I met Ellen in 2001 when I weighed 168 pounds. I don’t know if I was that weight exactly, but I was heavy enough that the thought that she might have found me attractive or that we could have been a couple never entered my mind. I remember being so excited and overjoyed to be around her that I can still recall the feeling of running after her backstage at a concert we were both attending for Rock the Vote. I caught up to her, sat next to her at a table, and bought her a drink. I remember what she wore: an orange knit sweater, white T-shirt, blue jeans, and white tennis shoes. I remember what we talked about and a joke she made as we were looking down at the mosh pit. I embarrassed myself by laughing too much and too loudly at that joke, but I simply couldn’t stop. I thought she was the most amazing person I’d ever met. She was highly intelligent, sharply observant, and funny. She was so beautiful it seemed that light emanated from her bright blue eyes. I had the best night of my life. I felt good about myself around her. I was excited and yet comfortable. At the end of the night, she invited me to come over to her house with the group of friends she’d met up with at the concert. I didn’t go. As we’d just met, I thought she was just inviting me to be polite, and I was too shy, too fat, and too insecure to go to her house with her friends. I felt that I had created the perfect memory of being around her that night and I didn’t want to ruin it. As it turns out, she had invited those people over only so she would have the excuse of a party to invite me to so she could get to know me better. She was attracted to me. She was attracted to me as a 168-pound woman with a face like a pie. The fact that she got stuck entertaining a whole bunch of people at her house that night because of me is still something we laugh about.

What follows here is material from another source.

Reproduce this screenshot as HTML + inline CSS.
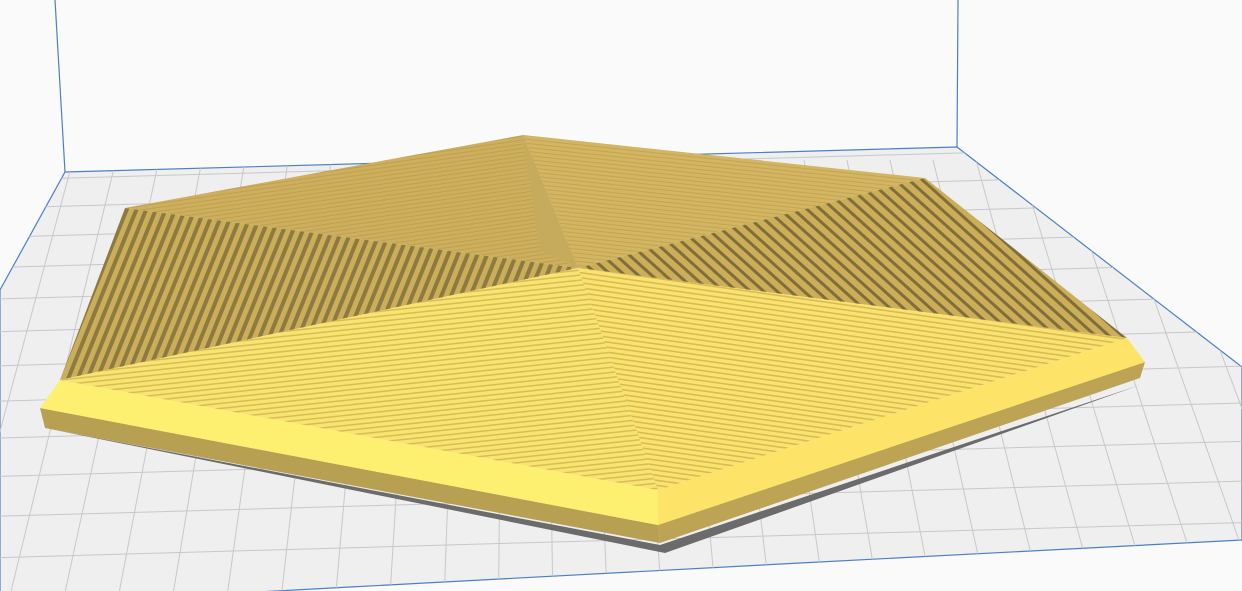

Despite the obvious chemistry at that show in March 2001, Ellen and I didn’t reconnect and become a couple until December 2004. Other than the fact that I was overweight, I was also closeted and private about my homosexuality, and so the thought of being with the most famous lesbian in the world didn’t cross my mind at that point. I continued working on Ally McBeal and taking small steps toward living my life as a gay woman. I had met some lesbians through the girl I’d briefly dated, and I spent time with them, observing them and trying to figure out what it meant to be gay. I soon discovered that I had to figure out what kind of lesbian I was going to be. It was obvious to me almost immediately that I was very different from most other girls. I didn’t really fit into either role of “butch” or “femme.” I liked wearing makeup and dresses and heels, but I also liked to wear engineer’s boots and black tank tops. In the first few months of my coming out to other lesbians, I realized that I was as much a misfit in the gay world as I was in society at large. I was half butch, half femme, neither here nor there. At that point in my life, I didn’t understand that playing roles in any relationship is false and will inevitably lead to the relationship’s collapse. No one can be any one thing all the time. There is a great deal of lying done while a role is being played in any relationship, homosexual or heterosexual. As I had tried to fit into the sample size clothing, I also tried to fit into a preconceived idea of what it meant to be gay. And any time I try to fit into a mold made by someone else, whether that means sample size clothing or a strict label of “butch” or “femme,” I lose myself.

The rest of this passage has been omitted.